Appelo: Those are my bets, too, and I'll bet most Oscar handicappers agree. Word has it that Harvey Weinstein refused to push Felicity's Oscar vehicle, Transamerica.

Miller: It's an average performance in a weak field. Seriously—Judi Dench gets an Academy nod just for showing up on the set in the morning? (What happened to Ziyi Zhang in 2046, Joan Allen in The Upside of Anger, or Q'orianka Kilcher in The New World?) But a crap movie. At least Brokeback is well made in the getting over things department.
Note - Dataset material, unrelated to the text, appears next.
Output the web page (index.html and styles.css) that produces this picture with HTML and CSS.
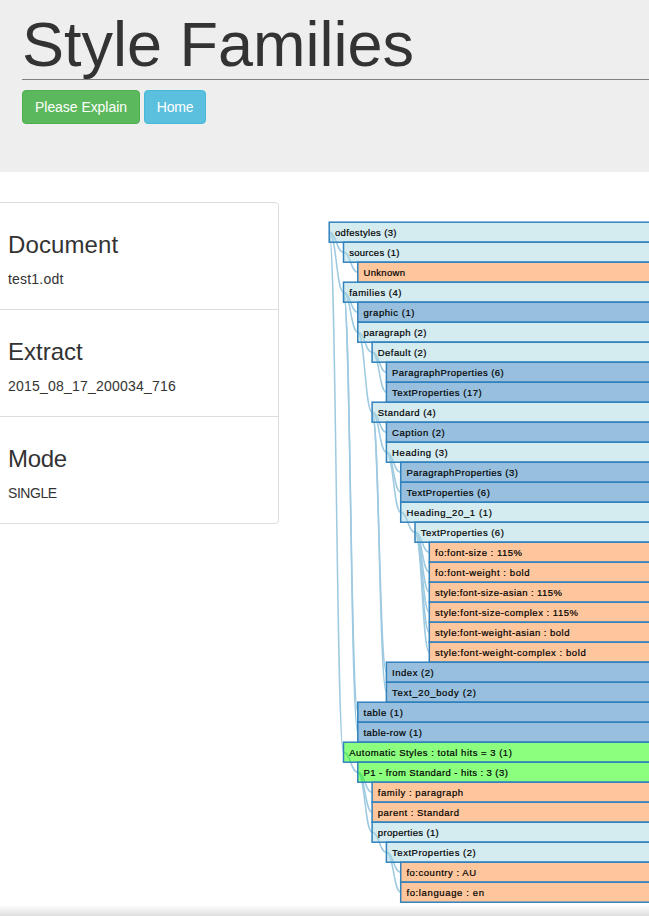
FILE: index.html
```html
<!DOCTYPE html>
<html lang="en">
<head>
<meta charset="utf-8">
<title>Style Families</title>
<link rel="stylesheet" href="styles.css">
</head>
<body>
<header class="masthead">
  <h1 class="title">Style Families</h1>
  <nav class="actions">
    <a class="btn btn-success">Please Explain</a>
    <a class="btn btn-info">Home</a>
  </nav>
</header>
<main class="content">
  <section class="list">
    <div class="item document"><h3>Document</h3><p>test1.odt</p></div>
    <div class="item extract"><h3>Extract</h3><p>2015_08_17_200034_716</p></div>
    <div class="item mode"><h3>Mode</h3><p>SINGLE</p></div>
  </section>
  <svg class="tree" id="tree" width="329" height="692"></svg>
</main>
<footer class="footer"></footer>
<script src="tree.js"></script>
</body>
</html>
```
FILE: styles.css
```css
* { box-sizing: border-box; }
body {
  margin: 0;
  height: 916px;
  overflow: hidden;
  display: flex;
  flex-direction: column;
  background: #fff;
  color: #333;
  font: 14px/20px "Liberation Sans", Arial, sans-serif;
}
.masthead {
  height: 172px;
  flex: none;
  padding-left: 22px;
  background: #eee;
}
.title {
  margin: 0 0 10px;
  height: 80px;
  padding-top: 9px;
  border-bottom: 1px solid #808080;
  font-size: 63px;
  line-height: 70px;
  font-weight: normal;
}
.actions { display: flex; gap: 4px; }
.btn {
  height: 34px;
  padding: 6px 0;
  border: 1px solid;
  border-radius: 4px;
  color: #fff;
  text-align: center;
}
.btn-success { width: 118px; background: #5cb85c; border-color: #4cae4c; letter-spacing: -.05px; }
.btn-info { width: 62px; background: #5bc0de; border-color: #46b8da; letter-spacing: -.2px; }
.content { display: flex; flex: 1; min-height: 0; }
.list {
  flex: none;
  width: 287px;
  height: 322px;
  margin: 30px 41px 0 -8px;
  border: 1px solid #ddd;
  border-radius: 4px;
}
.item { height: 107px; padding: 10px 15px; }
.item + .item { border-top: 1px solid #ddd; }
.item:first-child { height: 106px; }
.item h3 { margin: 19px 0 11px; font-size: 24px; line-height: 26px; font-weight: normal; }
.item p { margin: 0 0 10px; }
.document h3 { letter-spacing: .12px; }
.document p { letter-spacing: .2px; }
.extract p { letter-spacing: .22px; }
.mode h3 { letter-spacing: -.3px; }
.mode p { letter-spacing: -.45px; }
.tree { flex: none; margin-top: 40px; }
.link { fill: none; stroke: #9ecae1; stroke-width: 1.5px; }
.node rect { fill-opacity: .5; stroke: #3182bd; stroke-width: 1.5px; }
.node text { font: 9.5px "Liberation Sans", Arial, sans-serif; fill: #000; stroke: #000; stroke-width: .2px; }
.open rect { fill: #aad7e2; }
.closed rect { fill: #3182bd; }
.leaf rect { fill: #fd8d3c; }
.hit rect { fill: #1aff00; }
.footer { flex: none; height: 11px; background: linear-gradient(#fff, #dedede); }
```
FILE: tree.js
```js
// depth, state, label, right edge of the label in page pixels
const rows = [
  [0, "open", "odfestyles (3)", 396.5],
  [1, "open", "sources (1)", 399.5],
  [2, "leaf", "Unknown", 405],
  [1, "open", "families (4)", 401.5],
  [2, "closed", "graphic (1)", 414.5],
  [2, "open", "paragraph (2)", 426.5],
  [3, "open", "Default (2)", 426.5],
  [4, "closed", "ParagraphProperties (6)", 503.7],
  [4, "closed", "TextProperties (17)", 481.7],
  [3, "open", "Standard (4)", 435.7],
  [4, "closed", "Caption (2)", 444.7],
  [4, "open", "Heading (3)", 447.7],
  [5, "closed", "ParagraphProperties (3)", 517.8],
  [5, "closed", "TextProperties (6)", 489.8],
  [5, "open", "Heading_20_1 (1)", 491.8],
  [6, "open", "TextProperties (6)", 503.8],
  [7, "leaf", "fo:font-size : 115%", 522],
  [7, "leaf", "fo:font-weight : bold", 529.5],
  [7, "leaf", "style:font-size-asian : 115%", 562],
  [7, "leaf", "style:font-size-complex : 115%", 578],
  [7, "leaf", "style:font-weight-asian : bold", 569.5],
  [7, "leaf", "style:font-weight-complex : bold", 585.7],
  [4, "closed", "Index (2)", 433.7],
  [4, "closed", "Text_20_body (2)", 475.8],
  [2, "closed", "table (1)", 402.8],
  [2, "closed", "table-row (1)", 421.8],
  [1, "hit", "Automatic Styles : total hits = 3 (1)", 511.8],
  [2, "hit", "P1 - from Standard - hits : 3 (3)", 507.8],
  [3, "leaf", "family : paragraph", 463],
  [3, "leaf", "parent : Standard", 459],
  [3, "open", "properties (1)", 438.7],
  [4, "open", "TextProperties (2)", 475.7],
  [5, "leaf", "fo:country : AU", 476],
  [5, "leaf", "fo:language : en", 484]
];
const step = 14.3, left = 9.2, top0 = 20.2;
const parents = [];
let links = "", nodes = "";
rows.forEach(([depth, state, label, end], i) => {
  const x = left + depth * step, y = top0 + i * 20;
  parents[depth] = { x, y };
  if (depth) {
    const p = parents[depth - 1], mid = (p.x + x) / 2;
    links += `<path class="link" d="M${p.x},${p.y}C${mid},${p.y} ${mid},${y} ${x},${y}"/>`;
  }
  nodes += `<g class="node ${state}"><rect x="${x}" y="${y - 10}" width="400" height="20"/>` +
    `<text x="${x + 5.7}" y="${y + 3.7}" textLength="${end - 320 - x - 5.7}">${label}</text></g>`;
});
document.getElementById("tree").innerHTML = links + nodes;
```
Appelo: And yet, Hollywood has a limited tolerance for tolerance. It's like that old Jonathan Miller joke: "I'm not really a Jew. Just Jew-ish. Not the whole hog, you know." It's OK to be gay-ish, but there are limits. The Hollywood Reporter's Anne Thompson quoted an anonymous insider saying about Transamerica, "Harvey [Weinstein] thinks it's just a stunt performance by Felicity of interest only to homosexuals and urbanites." It could be because he wants to avoid pouring advertising money down the drain of the theatrical release, when the real profit potential is DVD.

Miller: Aha! That's the future of Transamerica, the future of Crash, the future of the movies. Crash has already sold 4.5 million units on DVD, even before the Oscars. Soon, commercial outcasts like Transamerica will go the Bubble route: simultaneous video and theatrical releases, with the latter basically a form of advertising for the former. Although no one wanted to see that chalk-tasting Soderbergh flick in either format.